We therefore find that the issue of paternity was effectively adjudicated in the divorce
proceeding. Vanterpool relies on Pike v. Armburst, 117 Ga. App. 756, 757 (2) (161
7 SE2d 896) (1968). Pike, however, does not require a different result. In Pike, this
Court held that res judicata did not bar a child from litigating the issue of her
parentage. While the pleadings in the husband and wife’s prior divorce action alleged
that there were no children of the marriage, the final decree made no such finding or
any provisions for a child. By contrast, in this case, a court of competent jurisdiction
rendered a final judgment concluding that Vanterpool and Patton had no children
born or at issue of their marriage. Therefore, res judicata prevents the same parties
from litigating the same issue upon which a court has rendered a judgment. See
Brooks v. Lopez, 350 Ga. App. 390, 392 (1) (829 SE2d 470) (2019) (where “previous
divorce decree . . . recited that the ‘parties shall share joint legal custody of the
parties’ minor child,’ . . . the issue of the paternity of the minor child was effectively
adjudicated in the prior divorce proceedings[.]” (citations omitted)); Fleeman v. Dept.
of Human Resources, 208 Ga. App. 97, 97 (430 SE2d 135) (1993) (paternity claim
barred where the court, in a prior divorce decree, “made a finding of fact that the
parties had ‘no minor children who are the issue of the marriage or the issue of the
parties.’”), overruled on other grounds by Dept. of Human Resources v. Fleeman, 263
Ga. 756 (439 SE2d 474) (1994); Macuch v. Pettey, 170 Ga. App. 467, 468 (1) (317
SE2d 262) (1984) (res judicata barred re-litigating paternity where the divorce decree
8 “referred to “[the couple’s]” minor child in delineating the rights and duties of the
parties.”).
2. Vanterpool next argues that the trial court erred in finding that collateral
estoppel barred her paternity claim. We disagree.
In Georgia, the collateral estoppel doctrine precludes the re-adjudication of an issue that has previously been litigated and adjudicated on the merits in another action between the same parties or their privies. Like res judicata, collateral estoppel requires the identity of the parties or their privies in both actions. However, unlike res judicata, collateral estoppel does not require identity of the claim — so long as the issue was determined in the previous action and there is identity of the parties, that issue may not be re-litigated, even as part of a different claim.
Thomas County Bd. of Tax Assessors v. Thomasville Garden Center, Inc., 277 Ga.
App. 591, 593 (2) (627 SE2d 192) (2006).
Based on our analysis in Division 1, collateral estoppel likewise precludes
Vanterpool’s paternity action. The same parties in a prior action (divorce) agreed that
there were no children born of the marriage, and that finding was adopted by the trial
court in a final order. That issue may not now be re-litigated in this proceeding.

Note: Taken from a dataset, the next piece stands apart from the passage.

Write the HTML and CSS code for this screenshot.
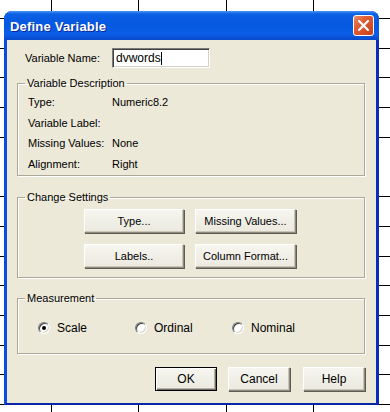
FILE: index.html
```html
<!DOCTYPE html>
<html lang="en">
<head>
  <meta charset="UTF-8">
  <title>Define Variable</title>
  <link rel="stylesheet" href="styles.css">
</head>
<body>

  <div class="window">
    <div class="titlebar">
      <span class="title">Define Variable</span>
      <button class="close-btn" aria-label="Close">
        <svg width="11" height="11" viewBox="0 0 11 11">
          <path d="M1 1 L10 10 M10 1 L1 10" stroke="#fff" stroke-width="2.2" stroke-linecap="square" fill="none"/>
        </svg>
      </button>
    </div>

    <div class="client">
      <div class="name-row">
        <span class="name-label">Variable Name:</span>
        <div class="textbox">dvwords<span class="caret"></span></div>
      </div>

      <fieldset class="group group-desc">
        <legend>Variable Description</legend>
        <div class="desc-grid">
          <span>Type:</span><span>Numeric8.2</span>
          <span>Variable Label:</span><span></span>
          <span>Missing Values:</span><span>None</span>
          <span>Alignment:</span><span>Right</span>
        </div>
      </fieldset>

      <fieldset class="group group-settings">
        <legend>Change Settings</legend>
        <div class="settings-grid">
          <button class="btn">Type...</button>
          <button class="btn">Missing Values...</button>
          <button class="btn">Labels..</button>
          <button class="btn">Column Format...</button>
        </div>
      </fieldset>

      <fieldset class="group group-measure">
        <legend>Measurement</legend>
        <div class="radio-row">
          <label class="radio"><span class="radio-dot checked"></span>Scale</label>
          <label class="radio"><span class="radio-dot"></span>Ordinal</label>
          <label class="radio"><span class="radio-dot"></span>Nominal</label>
        </div>
      </fieldset>

      <div class="dialog-buttons">
        <button class="btn btn-default">OK</button>
        <button class="btn">Cancel</button>
        <button class="btn btn-help">Help</button>
      </div>
    </div>
  </div>

</body>
</html>
```

FILE: styles.css
```css
body {
  margin: 0;
  padding: 11px 0 0 4px;
  height: 412px;
  box-sizing: border-box;
  overflow: hidden;
  font-family: "Liberation Sans", Arial, sans-serif;
  font-size: 11px;
  color: #000;
  background-color: #fff;
  /* spreadsheet grid behind the dialog */
  background-image:
    linear-gradient(#000, #000),
    linear-gradient(#000, #000),
    linear-gradient(#000, #000),
    linear-gradient(#000, #000),
    repeating-linear-gradient(to bottom, transparent 0 18px, #000 18px 19px, transparent 19px 29.7px);
  background-size: 1px 100%, 1px 100%, 1px 100%, 1px 100%, 100% 100%;
  background-position: 51px 0, 138px 0, 226px 0, 313px 0, 0 0;
  background-repeat: no-repeat;
}

.window {
  width: 375px;
  height: 394px;
  display: flex;
  flex-direction: column;
  border-radius: 8px 8px 0 0;
  overflow: hidden;
  background: #0a3fd8;
}

.titlebar {
  height: 29px;
  flex: none;
  display: flex;
  align-items: center;
  justify-content: space-between;
  padding: 2px 5px 0 6px;
  box-sizing: border-box;
  background: linear-gradient(#4a93f7 0, #0c60e4 3px, #0558e0 45%, #0a5de6 80%, #0748cc 100%);
}

.title {
  color: #fff;
  font-weight: bold;
  font-size: 13px;
  letter-spacing: 0.2px;
  text-shadow: 1px 1px 0 #0a2a9a;
}

.close-btn {
  width: 21px;
  height: 21px;
  margin-top: -2px;
  padding: 0;
  border: 1px solid #fff;
  border-radius: 3px;
  background: linear-gradient(135deg, #ea8a66 0, #e05a33 40%, #c9401c 100%);
  display: flex;
  align-items: center;
  justify-content: center;
}

.client {
  flex: 1;
  background: #ece9d8;
  border-left: 3px solid #0b4de0;
  border-right: 3px solid #0a2cbc;
  border-bottom: 2px solid #0a26a8;
  padding: 8px 11px 0 10px;
  display: flex;
  flex-direction: column;
}

.name-row {
  display: flex;
  align-items: center;
  padding-left: 8px;
}

.name-label {
  width: 87px;
}

.textbox {
  width: 98px;
  height: 20px;
  box-sizing: border-box;
  background: #fff;
  border: 1px solid;
  border-color: #7a7a7a #fff #fff #7a7a7a;
  box-shadow: inset 1px 1px 0 #404040, inset -1px -1px 0 #d4d0c8;
  padding: 0 0 0 3px;
  display: flex;
  align-items: center;
  font-size: 12px;
}

.caret {
  display: inline-block;
  width: 1px;
  height: 13px;
  background: #000;
}

.group {
  margin: 0;
  border: 1px solid #aca899;
  box-shadow: inset 1px 1px 0 #fff, 1px 1px 0 #fff;
  padding: 0 0 0 10px;
  min-width: 0;
}

.group legend {
  padding: 0 2px;
  margin-left: -3px;
  line-height: 14px;
}

.group-desc {
  margin-top: 8px;
  padding-top: 2px;
  padding-bottom: 1px;
}

.desc-grid {
  display: grid;
  grid-template-columns: 84px auto;
  grid-auto-rows: 20.6px;
  align-items: center;
}

.group-settings {
  margin-top: 14px;
  padding-top: 5px;
  padding-bottom: 9px;
}

.settings-grid {
  display: grid;
  grid-template-columns: 100px 101px;
  grid-auto-rows: 24px;
  gap: 11px;
  padding-left: 56px;
}

.btn {
  height: 24px;
  padding: 0;
  font-family: inherit;
  font-size: 11px;
  color: #000;
  border: 1px solid;
  border-color: #fff #8c8a7e #8c8a7e #fff;
  box-shadow: 1px 1px 0 #5e5c52, inset -1px -1px 0 #c9c6b6;
  background: linear-gradient(#f6f5ef, #ebe9df);
}

.group-measure {
  margin-top: 13px;
  padding-top: 13px;
  padding-bottom: 15px;
}

.radio-row {
  display: flex;
  height: 20px;
  align-items: center;
  padding-left: 10px;
}

.radio {
  width: 97px;
  display: flex;
  align-items: center;
  gap: 7px;
  font-size: 12px;
}

.radio-dot {
  width: 12px;
  height: 12px;
  box-sizing: border-box;
  border-radius: 50%;
  border: 1px solid;
  border-color: #808080 #fff #fff #808080;
  box-shadow: inset 1px 1px 0 #404040, inset -1px -1px 0 #d4d0c8;
  background: #fff;
  display: flex;
  align-items: center;
  justify-content: center;
}

.radio-dot.checked::after {
  content: "";
  width: 4px;
  height: 4px;
  border-radius: 50%;
  background: #000;
}

.dialog-buttons {
  margin-top: 13px;
  display: flex;
  justify-content: flex-end;
  gap: 11px;
}

.dialog-buttons .btn {
  width: 62px;
  font-size: 12px;
}

.btn-help {
  margin-left: 2px;
}

.btn-default {
  border: 1px solid #000;
  box-shadow: inset 1px 1px 0 #fff, inset -1px -1px 0 #6e6c62, inset -2px -2px 0 #b8b5a6;
}
```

Moreover, “[p]arties to stipulations and agreements entered into in the course of
9 judicial proceedings are estopped from taking positions inconsistent therewith[.]”
Macuch, 170 Ga. App. at 468 (1). Vanterpool’s declaration in her answer to the
divorce suit that there were “no children born or expected of [the] marriage” is
inconsistent with her attempt to now legally establish that there were children born
of the marriage. Thus, the preclusion doctrines apply to bar her paternity action.
3. Based on our holding that Vanterpool’s claim is barred, we need not address
her final enumeration in which she argues that the trial court erred in granting
summary judgment to Patton.
Judgment affirmed. Doyle, P. J., and Markle, J., concur.